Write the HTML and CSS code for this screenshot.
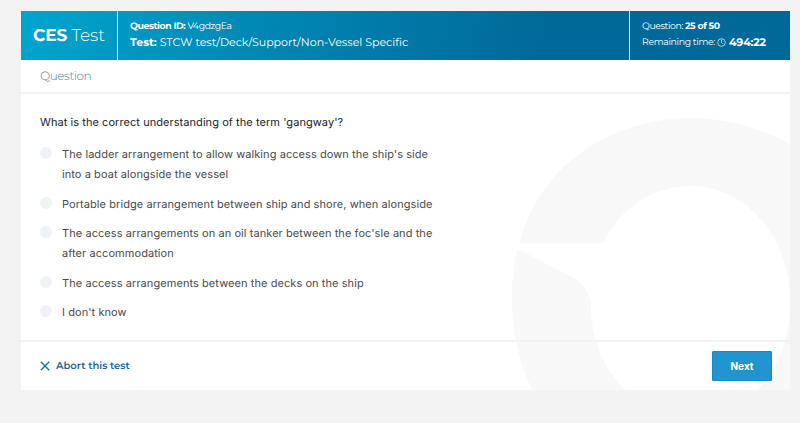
FILE: index.html
```html
<!DOCTYPE html>
<html lang="en">
<head>
<meta charset="utf-8">
<title>CES Test</title>
<link rel="stylesheet" href="styles.css">
</head>
<body>
<main class="card">
  <svg class="watermark" viewBox="21 11 769 379" aria-hidden="true">
    <path d="M523 243.500Q519 243.500 520.500 239C542 163 614 118 691 118C730 118 765 130 790 144.500V292C786 234 744 186 691 186C653 186 621 208 605 240Q603.500 243.500 601 243.500Z"/>
    <path d="M516.500 252Q518 249 522 251L572 277C588 286 591 298 591 310C592 340 604 370 626 390H532C512 348 507 297 516.500 252Z"/>
    <path d="M790 310V390H757C777 371 788 341 790 310Z"/>
  </svg>
  <header class="header">
    <div class="brand"><span class="brand-name"><b>CES</b> Test</span></div>
    <div class="details">
      <p class="small"><span class="question-id"><b>Question ID:</b> V4gdzgEa</span></p>
      <p><span class="test-name"><b>Test:</b> STCW test/Deck/Support/Non-Vessel Specific</span></p>
    </div>
    <div class="progress">
      <p class="small"><span>Question:</span> <b class="count">25 of 50</b></p>
      <p class="remaining"><span>Remaining time:</span>
        <svg class="clock" viewBox="0 0 9 9"><circle cx="4.500" cy="4.500" r="3.800"/><path d="M4.500 1.500V4.500L5.600 5.700"/></svg>
        <b class="time">494:22</b></p>
    </div>
  </header>
  <div class="section-title"><span>Question</span></div>
  <section class="body">
    <h1>What is the correct understanding of the term 'gangway'?</h1>
    <ul class="answers">
      <li><i class="radio"></i><span>The ladder arrangement to allow walking access down the ship's side<br>into a boat alongside the vessel</span></li>
      <li><i class="radio"></i><span>Portable bridge arrangement between ship and shore, when alongside</span></li>
      <li><i class="radio"></i><span>The access arrangements on an oil tanker between the foc'sle and the<br>after accommodation</span></li>
      <li><i class="radio"></i><span>The access arrangements between the decks on the ship</span></li>
      <li><i class="radio"></i><span>I don't know</span></li>
    </ul>
  </section>
  <footer class="footer">
    <a class="abort"><svg viewBox="0 0 9 9"><path d="M.7.700L8.300 8.300M8.300.700L.7 8.300"/></svg><span>Abort this test</span></a>
    <button class="next">Next</button>
  </footer>
</main>
</body>
</html>
```
FILE: styles.css
```css
* { box-sizing: border-box; }
body {
  margin: 0;
  padding: 11px 10px 33px 21px;
  background: #f3f3f3;
  font-family: Inter, "Liberation Sans", sans-serif;
  text-rendering: geometricPrecision;
}
p, h1, ul { margin: 0; padding: 0; }
.card {
  position: relative;
  display: flex;
  flex-direction: column;
  width: 769px;
  height: 379px;
  background: #fff;
}
.watermark {
  position: absolute;
  inset: 0;
  width: 769px;
  height: 379px;
  fill: #f8f8f8;
}
.header, .section-title, .body, .footer { position: relative; }
.header {
  display: flex;
  height: 49px;
  color: #fff;
  font-family: Montserrat, Inter, sans-serif;
  background: linear-gradient(100deg, #00a5ce 0%, #0088b5 30%, #006999 68%);
}
.header p { white-space: nowrap; font-size: 11px; font-weight: 400; line-height: 16px; letter-spacing: .02px; }
.header .small { font-size: 9.300px; line-height: 12px; letter-spacing: -.4px; }
.header b { font-weight: 700; }
.brand {
  display: flex;
  align-items: center;
  width: 97px;
  padding-left: 12px;
  border-right: 1px solid #d7f1f8;
  font-size: 17px;
  font-weight: 300;
  letter-spacing: -.1px;
  white-space: nowrap;
}
.details { flex: 1; padding: 10px 0 0 12px; }
.progress { width: 161px; padding: 10px 0 0 12px; border-left: 1px solid #d7edf5; }
.progress .remaining { display: flex; align-items: center; font-size: 9.300px; height: 20px; letter-spacing: -.32px; }
.details p + p { line-height: 18px; }
.clock { width: 9px; height: 9px; margin: 0 3px 2px 2px; fill: none; stroke: #d6e8f0; stroke-width: .8; }
.time { font-size: 11px; margin-bottom: 2px; letter-spacing: -.2px; }
.section-title {
  height: 34px;
  padding: 8px 19px 6px;
  border-bottom: 2px solid #f1f3f5;
  color: #527fa8;
  font: 300 12px/18px Montserrat, Inter, sans-serif;
  letter-spacing: -.4px;
}
.body { height: 246px; padding: 18px 19px 0; }
h1 { color: #202225; font-size: 11px; font-weight: 400; line-height: 20px; letter-spacing: .06px; white-space: nowrap; }
.answers { margin-top: 12px; list-style: none; display: flex; flex-direction: column; gap: 9.500px; }
.answers li { display: flex; gap: 10px; color: #484a4c; font-size: 11px; line-height: 20px; letter-spacing: .07px; white-space: nowrap; }
.radio { flex: none; width: 12px; height: 12px; margin-top: 3.400px; border-radius: 50%; background: #eff3f7; }
.footer {
  display: flex;
  align-items: center;
  justify-content: space-between;
  height: 50px;
  padding: 0 18px 0 19px;
  border-top: 2px solid #f2f2f3;
}
.abort { display: flex; align-items: center; gap: 6px; color: #156796; font: 600 10px/20px Montserrat, Inter, sans-serif; }
.abort svg { width: 10px; height: 10px; fill: none; stroke: #0c7399; stroke-width: 1.200; }
.next {
  width: 60px;
  height: 30px;
  padding: 0;
  border: 1px solid #118bc5;
  border-radius: 1px;
  background: #2095d0;
  color: #fff;
  font: 700 10px/20px Inter, sans-serif;
}
```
——
Copy out each line exactly, without the pictures.

REPLY TO THE TASK ->
Write the HTML and CSS code for this screenshot.
FILE: index.html
```html
<!DOCTYPE html>
<html lang="en">
<head>
<meta charset="utf-8">
<title>CES Test</title>
<link rel="stylesheet" href="styles.css">
</head>
<body>
<main class="card">
  <svg class="watermark" viewBox="21 11 769 379" aria-hidden="true">
    <path d="M523 243.500Q519 243.500 520.500 239C542 163 614 118 691 118C730 118 765 130 790 144.500V292C786 234 744 186 691 186C653 186 621 208 605 240Q603.500 243.500 601 243.500Z"/>
    <path d="M516.500 252Q518 249 522 251L572 277C588 286 591 298 591 310C592 340 604 370 626 390H532C512 348 507 297 516.500 252Z"/>
    <path d="M790 310V390H757C777 371 788 341 790 310Z"/>
  </svg>
  <header class="header">
    <div class="brand"><span class="brand-name"><b>CES</b> Test</span></div>
    <div class="details">
      <p class="small"><span class="question-id"><b>Question ID:</b> V4gdzgEa</span></p>
      <p><span class="test-name"><b>Test:</b> STCW test/Deck/Support/Non-Vessel Specific</span></p>
    </div>
    <div class="progress">
      <p class="small"><span>Question:</span> <b class="count">25 of 50</b></p>
      <p class="remaining"><span>Remaining time:</span>
        <svg class="clock" viewBox="0 0 9 9"><circle cx="4.500" cy="4.500" r="3.800"/><path d="M4.500 1.500V4.500L5.600 5.700"/></svg>
        <b class="time">494:22</b></p>
    </div>
  </header>
  <div class="section-title"><span>Question</span></div>
  <section class="body">
    <h1>What is the correct understanding of the term 'gangway'?</h1>
    <ul class="answers">
      <li><i class="radio"></i><span>The ladder arrangement to allow walking access down the ship's side<br>into a boat alongside the vessel</span></li>
      <li><i class="radio"></i><span>Portable bridge arrangement between ship and shore, when alongside</span></li>
      <li><i class="radio"></i><span>The access arrangements on an oil tanker between the foc'sle and the<br>after accommodation</span></li>
      <li><i class="radio"></i><span>The access arrangements between the decks on the ship</span></li>
      <li><i class="radio"></i><span>I don't know</span></li>
    </ul>
  </section>
  <footer class="footer">
    <a class="abort"><svg viewBox="0 0 9 9"><path d="M.7.700L8.300 8.300M8.300.700L.7 8.300"/></svg><span>Abort this test</span></a>
    <button class="next">Next</button>
  </footer>
</main>
</body>
</html>
```
FILE: styles.css
```css
* { box-sizing: border-box; }
body {
  margin: 0;
  padding: 11px 10px 33px 21px;
  background: #f3f3f3;
  font-family: Inter, "Liberation Sans", sans-serif;
  text-rendering: geometricPrecision;
}
p, h1, ul { margin: 0; padding: 0; }
.card {
  position: relative;
  display: flex;
  flex-direction: column;
  width: 769px;
  height: 379px;
  background: #fff;
}
.watermark {
  position: absolute;
  inset: 0;
  width: 769px;
  height: 379px;
  fill: #f8f8f8;
}
.header, .section-title, .body, .footer { position: relative; }
.header {
  display: flex;
  height: 49px;
  color: #fff;
  font-family: Montserrat, Inter, sans-serif;
  background: linear-gradient(100deg, #00a5ce 0%, #0088b5 30%, #006999 68%);
}
.header p { white-space: nowrap; font-size: 11px; font-weight: 400; line-height: 16px; letter-spacing: .02px; }
.header .small { font-size: 9.300px; line-height: 12px; letter-spacing: -.4px; }
.header b { font-weight: 700; }
.brand {
  display: flex;
  align-items: center;
  width: 97px;
  padding-left: 12px;
  border-right: 1px solid #d7f1f8;
  font-size: 17px;
  font-weight: 300;
  letter-spacing: -.1px;
  white-space: nowrap;
}
.details { flex: 1; padding: 10px 0 0 12px; }
.progress { width: 161px; padding: 10px 0 0 12px; border-left: 1px solid #d7edf5; }
.progress .remaining { display: flex; align-items: center; font-size: 9.300px; height: 20px; letter-spacing: -.32px; }
.details p + p { line-height: 18px; }
.clock { width: 9px; height: 9px; margin: 0 3px 2px 2px; fill: none; stroke: #d6e8f0; stroke-width: .8; }
.time { font-size: 11px; margin-bottom: 2px; letter-spacing: -.2px; }
.section-title {
  height: 34px;
  padding: 8px 19px 6px;
  border-bottom: 2px solid #f1f3f5;
  color: #527fa8;
  font: 300 12px/18px Montserrat, Inter, sans-serif;
  letter-spacing: -.4px;
}
.body { height: 246px; padding: 18px 19px 0; }
h1 { color: #202225; font-size: 11px; font-weight: 400; line-height: 20px; letter-spacing: .06px; white-space: nowrap; }
.answers { margin-top: 12px; list-style: none; display: flex; flex-direction: column; gap: 9.500px; }
.answers li { display: flex; gap: 10px; color: #484a4c; font-size: 11px; line-height: 20px; letter-spacing: .07px; white-space: nowrap; }
.radio { flex: none; width: 12px; height: 12px; margin-top: 3.400px; border-radius: 50%; background: #eff3f7; }
.footer {
  display: flex;
  align-items: center;
  justify-content: space-between;
  height: 50px;
  padding: 0 18px 0 19px;
  border-top: 2px solid #f2f2f3;
}
.abort { display: flex; align-items: center; gap: 6px; color: #156796; font: 600 10px/20px Montserrat, Inter, sans-serif; }
.abort svg { width: 10px; height: 10px; fill: none; stroke: #0c7399; stroke-width: 1.200; }
.next {
  width: 60px;
  height: 30px;
  padding: 0;
  border: 1px solid #118bc5;
  border-radius: 1px;
  background: #2095d0;
  color: #fff;
  font: 700 10px/20px Inter, sans-serif;
}
```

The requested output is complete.